Pricing Your Goods and Services
The price determines the profit
margin a business earns. So, it is very important for businesses to set the
right prices for their products and services. Business owners must figure out
the price that would attract customers and bring decent margin at the same
time. The business is at risk of losing customers if the price is too high,
however, a low price could erode the business’ profit margins. The goal is to
find the right price point that maximizes sales and profit.
There are several pricing
strategies depending on what the business seeks to achieve. Generally, the
price build up should include the cost of the product, overhead cost and profit
margin.
1. Premium
pricing
This refers to the pricing of
products at a higher price compared to competitors. Luxurious products and
services are priced at a premium because of their unique features and offering.
These products are sometimes customized to suit specific needs of customers.

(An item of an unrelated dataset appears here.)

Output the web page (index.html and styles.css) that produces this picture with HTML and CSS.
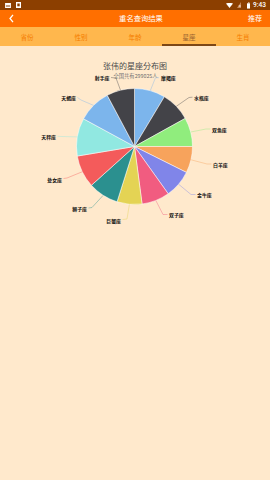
FILE: index.html
```html
<!DOCTYPE html>
<html lang="zh">
<head>
<meta charset="utf-8">
<title>重名查询结果</title>
<link rel="stylesheet" href="styles.css">
</head>
<body>
<div class="app">
  <div class="status">
    <div class="status-left">
      <svg class="ico-a" viewBox="0 0 7 6"><rect x="0" y="0" width="7" height="6" fill="#fff"/><rect x="1" y="3" width="5" height="1.2" fill="#8c3f00"/></svg>
      <svg class="ico-b" viewBox="0 0 5 6"><rect x="0" y="0" width="5" height="6" fill="#fff"/><rect x="1.3" y="1.5" width="2.4" height="2.8" fill="#8c3f00"/></svg>
    </div>
    <div class="status-right">
      <svg class="wifi" viewBox="0 0 7 5"><path d="M0 0.6 Q3.5 -1 7 0.6 L3.5 5 Z" fill="#fff"/></svg>
      <svg class="signal" viewBox="0 0 4 6"><path d="M4 0 L4 6 L0 6 Z" fill="#c98a5a"/><path d="M1.8 3 L3.6 5 M3.6 3 L1.8 5" stroke="#fff" stroke-width="0.5"/></svg>
      <svg class="battery" viewBox="0 0 4 7"><rect x="1.2" y="0" width="1.6" height="1" fill="#fff"/><rect x="0" y="1" width="4" height="6" fill="#fff"/></svg>
      <span class="clock">9:43</span>
    </div>
  </div>
  <div class="toolbar">
    <svg class="back" viewBox="0 0 5 9"><path d="M4 0.8 L1 4.5 L4 8.2" fill="none" stroke="#fff" stroke-width="1.3"/></svg>
    <div class="tb-title">重名查询结果</div>
    <div class="tb-action">推荐</div>
  </div>
  <div class="tabs">
    <div class="tab">省份</div>
    <div class="tab">性别</div>
    <div class="tab">年龄</div>
    <div class="tab active">星座</div>
    <div class="tab">生肖</div>
  </div>
  <svg class="chart" viewBox="0 46 270 200" width="270" height="200">
    <text class="c-title" x="135" y="65.7">张伟的星座分布图</text>
    <text class="c-sub" x="135.5" y="75.7">全国共有299025人</text>
    <g class="slices">
      <path d="M134.5 146.5 L134.5 88.5 A58 58 0 0 1 164.37 96.78 Z" fill="#7cb5ec"/>
      <path d="M134.5 146.5 L164.37 96.78 A58 58 0 0 1 185.23 118.38 Z" fill="#434348"/>
      <path d="M134.5 146.5 L185.23 118.38 A58 58 0 0 1 192.5 146.5 Z" fill="#90ed7d"/>
      <path d="M134.5 146.5 L192.5 146.5 A58 58 0 0 1 186.41 172.38 Z" fill="#f7a35c"/>
      <path d="M134.5 146.5 L186.41 172.38 A58 58 0 0 1 168.18 193.72 Z" fill="#8085e9"/>
      <path d="M134.5 146.5 L168.18 193.72 A58 58 0 0 1 142.07 204.0 Z" fill="#f15c80"/>
      <path d="M134.5 146.5 L142.07 204.0 A58 58 0 0 1 117.06 201.81 Z" fill="#e4d354"/>
      <path d="M134.5 146.5 L117.06 201.81 A58 58 0 0 1 91.4 185.31 Z" fill="#2b908f"/>
      <path d="M134.5 146.5 L91.4 185.31 A58 58 0 0 1 77.3 156.07 Z" fill="#f45b5b"/>
      <path d="M134.5 146.5 L77.3 156.07 A58 58 0 0 1 83.53 118.82 Z" fill="#91e8e1"/>
      <path d="M134.5 146.5 L83.53 118.82 A58 58 0 0 1 107.27 95.29 Z" fill="#7cb5ec"/>
      <path d="M134.5 146.5 L107.27 95.29 A58 58 0 0 1 134.5 88.5 Z" fill="#434348"/>
    </g>
    <g class="connectors">
      <polyline points="159,77.7 155.5,77.7 150.3,90.6" stroke="#7cb5ec"/>
      <polyline points="192.5,97.2 189,97.5 176.3,106.3" stroke="#434348"/>
      <polyline points="210.5,129 206,129 190.8,132" stroke="#90ed7d"/>
      <polyline points="211.5,164 207,164 191,159.8" stroke="#f7a35c"/>
      <polyline points="195.5,194.5 191,194.5 178.7,184.3" stroke="#8085e9"/>
      <polyline points="167.5,214.5 163,214.5 155.9,200.6" stroke="#f15c80"/>
      <polyline points="122.5,219.5 127,219 129.4,204.4" stroke="#e4d354"/>
      <polyline points="88.5,208 92,207.5 103.1,195.4" stroke="#2b908f"/>
      <polyline points="63.5,178.5 67,178 82.2,171.8" stroke="#f45b5b"/>
      <polyline points="57.5,136.3 62,136.5 77.3,136.9" stroke="#91e8e1"/>
      <polyline points="77.5,97.5 81,100 93.6,105.4" stroke="#7cb5ec"/>
      <polyline points="111,77.5 116,78 120.5,90.2" stroke="#434348"/>
    </g>
    <g class="labels">
      <text class="lbl" x="161" y="77.7">摩羯座</text>
      <text class="lbl" x="194" y="97">水瓶座</text>
      <text class="lbl" x="212" y="129">双鱼座</text>
      <text class="lbl" x="213" y="164">白羊座</text>
      <text class="lbl" x="197" y="194.5">金牛座</text>
      <text class="lbl" x="169" y="214.5">双子座</text>
      <text class="lbl end" x="121" y="220">巨蟹座</text>
      <text class="lbl end" x="87" y="208">狮子座</text>
      <text class="lbl end" x="62" y="179">处女座</text>
      <text class="lbl end" x="56" y="136">天秤座</text>
      <text class="lbl end" x="76" y="97">天蝎座</text>
      <text class="lbl end" x="109.5" y="77">射手座</text>
    </g>
  </svg>
</div>
</body>
</html>
```
FILE: styles.css
```css
html, body {
  margin: 0;
  padding: 0;
}
body {
  background: #ffe9cc;
  font-family: "Noto Sans CJK SC", "Noto Sans", sans-serif;
  width: 270px;
  height: 480px;
  overflow: hidden;
}
.app {
  width: 270px;
}
.status {
  height: 10px;
  background: #8c3f00;
  display: flex;
  align-items: center;
  justify-content: space-between;
  padding: 0 4px 0 5px;
  box-sizing: border-box;
}
.status-left {
  display: flex;
  align-items: center;
  gap: 5px;
}
.ico-a { width: 6px; height: 5px; display: block; }
.ico-b { width: 5px; height: 6px; display: block; }
.status-right {
  display: flex;
  align-items: center;
}
.wifi { width: 7px; height: 5px; display: block; margin-right: 4px; }
.signal { width: 4px; height: 6px; display: block; margin-right: 6px; }
.battery { width: 3.5px; height: 7px; display: block; margin-right: 3px; }
.clock {
  color: #fff;
  font-family: "Roboto", "Liberation Sans", sans-serif;
  font-size: 6.6px;
  font-weight: 500;
  line-height: 10px;
}
.toolbar {
  height: 17px;
  background: #ff6f00;
  display: flex;
  align-items: center;
  padding: 0 8px 0 9px;
  color: #fff;
}
.back {
  width: 5px;
  height: 9px;
  display: block;
}
.tb-title {
  flex: 1;
  text-align: center;
  font-size: 7.3px;
  line-height: 17px;
  margin-left: 20px;
}
.tb-action {
  font-size: 7px;
  line-height: 17px;
}
.tabs {
  display: flex;
  height: 19px;
  background: #ffb74d;
}
.tab {
  flex: 1;
  box-sizing: border-box;
  padding-top: 3px;
  border-bottom: 2px solid transparent;
  display: flex;
  align-items: center;
  justify-content: center;
  font-size: 6.5px;
  color: #f57c00;
}
.tab.active {
  color: #98622f;
  border-bottom-color: #7d4716;
}
.chart {
  display: block;
}
.c-title {
  font-size: 8px;
  fill: #4a4a4a;
  text-anchor: middle;
  dominant-baseline: central;
}
.c-sub {
  font-size: 5.3px;
  fill: #707070;
  text-anchor: middle;
  dominant-baseline: central;
}
.slices path {
  stroke: #ffffff;
  stroke-width: 0.5;
  stroke-linejoin: round;
}
.connectors polyline {
  fill: none;
  stroke-width: 0.5;
  opacity: 0.8;
}
.lbl {
  font-size: 4.9px;
  font-weight: bold;
  fill: #111;
  dominant-baseline: central;
}
.lbl.end {
  text-anchor: end;
}
```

These products and services are extraordinary and sophisticated, hence the
reason they carry high price tags. Such products are targeted at affluent
customers, who want to build high prestige.
2. Penetration
pricing
It is designed
to capture market share by entering the market with a low price as compared to
the competition. The penetration pricing strategy is used in order to attract
more customers and to make the customer switch from current brands existing in
the market. The main target group is price sensitive customers. Once a market
share is captured, the prices are increased by the company.
3. Price
Skimming
Skimming is a
type of pricing used by companies that have a significant competitive advantage
and which can gain maximum revenue advantage before other competitors begin
offering similar products or substitutes. It can be the case for innovative
electronics entering the marketing before the products are copied by close
competitors.
4. Captive
Product Pricing
It is a type of
pricing which focuses on captive products accompanying the core products. For
example, the ink for a printer is a captive product where the core product is
the printer. When employing this strategy companies usually put a higher price
on the captive products resulting in increased revenue margins, than on the
core product.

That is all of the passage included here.